There is also scope to share the examples of good practice observed by Gateway reviewers. The reports on lessons learned look only at recommendations on aspects of the projects that are not being done as well as they could be. We expect that there are also many examples of good practice, which could benefit other projects. Since 2015, Gateway reports have included a small section where reviewers can give these examples. The Gateway unit has not started to use this information yet.

Gateway reviews provide a unique opportunity to delve into a wide range of projects in the public sector. Sharing lessons from these projects effectively should help people to apply them to other projects.

Recommendation 1
We recommend that the Treasury determine how to more effectively share lessons learned through Gateway reviews, including examples of good practice.

The confidentiality of Gateway reviews has benefits but limits the reviews' potential

Confidentiality is a fundamental principle of Gateway reviews. Most project sponsors share the report within their agencies and sometimes more widely, but they can control what they share and when. This is important, because Gateway reviews are intended to help the project sponsor, not to assess their performance and hold them accountable.

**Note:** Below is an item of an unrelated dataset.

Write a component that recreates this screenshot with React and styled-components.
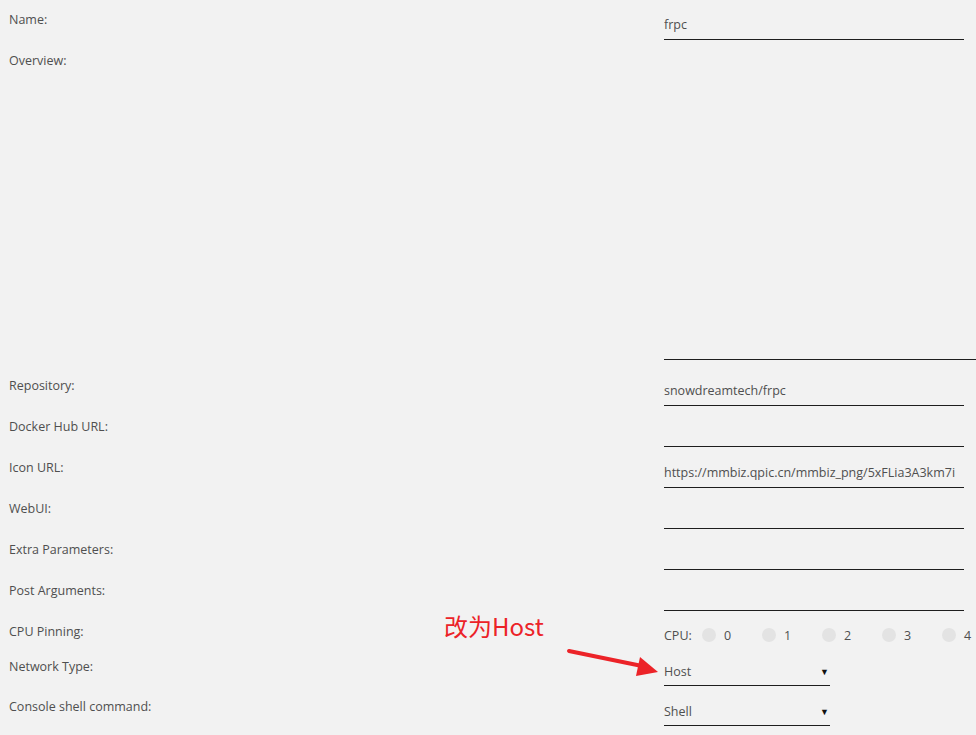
import React from 'react';
import styled, { createGlobalStyle } from 'styled-components';

const GlobalStyle = createGlobalStyle`
  html, body {
    margin: 0;
    padding: 0;
    background: #f2f2f2;
    overflow: hidden;
  }
  body {
    font-family: 'Open Sans', 'Noto Sans', sans-serif;
    font-size: 12.5px;
    color: #4f4f4f;
  }
`;

const Page = styled.div`
  position: relative;
  width: 976px;
  height: 735px;
  overflow: hidden;
`;

const Form = styled.div`
  display: flex;
  flex-direction: column;
`;

const Row = styled.div`
  display: grid;
  grid-template-columns: 664px 1fr;
  height: ${p => p.h || 41}px;
`;

const Label = styled.div`
  padding: 12px 0 0 9px;
  line-height: 16px;
`;

const Field = styled.div`
  min-width: 0;
`;

const TextInput = styled.div`
  box-sizing: border-box;
  width: 300px;
  height: 40px;
  padding: 17px 0 6px;
  line-height: 16px;
  border-bottom: 1px solid #1e1e1e;
  white-space: nowrap;
  overflow: hidden;
`;

const TextArea = styled.div`
  box-sizing: border-box;
  width: 330px;
  height: 319px;
  border-bottom: 1px solid #1e1e1e;
`;

const Select = styled.div`
  box-sizing: border-box;
  display: flex;
  justify-content: space-between;
  align-items: center;
  width: 166px;
  height: 39px;
  padding: 17px 0 5px;
  line-height: 16px;
  border-bottom: 1px solid #1e1e1e;
`;

const Caret = styled.span`
  font-size: 9px;
  color: #111;
  margin-right: 1px;
`;

const CpuList = styled.div`
  display: flex;
  align-items: center;
  height: 16px;
  margin-top: 15px;
  white-space: nowrap;
`;

const CpuLabel = styled.span`
  flex: none;
  width: 38px;
`;

const CpuItem = styled.span`
  display: flex;
  align-items: center;
  width: 60px;
  flex: none;
`;

const Dot = styled.span`
  width: 14px;
  height: 14px;
  border-radius: 50%;
  background: #e3e3e3;
  margin-right: 8px;
`;

const Note = styled.div`
  position: absolute;
  left: 444px;
  top: 610px;
  font-family: 'Noto Sans CJK SC', 'Noto Sans', sans-serif;
  font-size: 24px;
  line-height: 32px;
  color: #ec2328;
`;

const Arrow = styled.svg`
  position: absolute;
  left: 560px;
  top: 640px;
`;

const fields = [
  ['Repository:', 'snowdreamtech/frpc'],
  ['Docker Hub URL:', ''],
  ['Icon URL:', 'https://mmbiz.qpic.cn/mmbiz_png/5xFLia3A3km7i'],
  ['WebUI:', ''],
  ['Extra Parameters:', ''],
  ['Post Arguments:', '']
];

export default function App() {
  return (
    <Page>
      <GlobalStyle />
      <Form>
        <Row>
          <Label>Name:</Label>
          <Field>
            <TextInput>frpc</TextInput>
          </Field>
        </Row>
        <Row h={325}>
          <Label>Overview:</Label>
          <Field>
            <TextArea />
          </Field>
        </Row>
        {fields.map(([label, value]) => (
          <Row key={label}>
            <Label>{label}</Label>
            <Field>
              <TextInput>{value}</TextInput>
            </Field>
          </Row>
        ))}
        <Row h={35}>
          <Label>CPU Pinning:</Label>
          <Field>
            <CpuList>
              <CpuLabel>CPU:</CpuLabel>
              {[0, 1, 2, 3, 4].map(n => (
                <CpuItem key={n}>
                  <Dot />
                  {n}
                </CpuItem>
              ))}
            </CpuList>
          </Field>
        </Row>
        <Row h={40}>
          <Label>Network Type:</Label>
          <Field>
            <Select>
              Host <Caret>▼</Caret>
            </Select>
          </Field>
        </Row>
        <Row h={40}>
          <Label>Console shell command:</Label>
          <Field>
            <Select>
              Shell <Caret>▼</Caret>
            </Select>
          </Field>
        </Row>
      </Form>

      <Note>改为Host</Note>
      <Arrow width="110" height="45" viewBox="0 0 110 45">
        <line x1="9" y1="11" x2="82" y2="26" stroke="#ec2328" strokeWidth="4" strokeLinecap="round" />
        <polygon points="98,32 80,17 76,36" fill="#ec2328" />
      </Arrow>
    </Page>
  );
}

Each interview during a review is also confidential. This helps people feel free to speak openly about the project. Without confidentiality, many Gateway reviews would not be able to find out what the real issues are.

However, transparency and accountability are important values in our public sector. Confidential Gateway reviews are not in keeping with these values.

Central agencies with a monitoring role may not be able to carry out this role effectively if they are not informed about important findings from a Gateway review. This risk has been mitigated by the escalation process described in Part 2, which makes sure that the relevant people are informed when a project is at risk of failing.

3: This is with an 89% total response rate since 2008.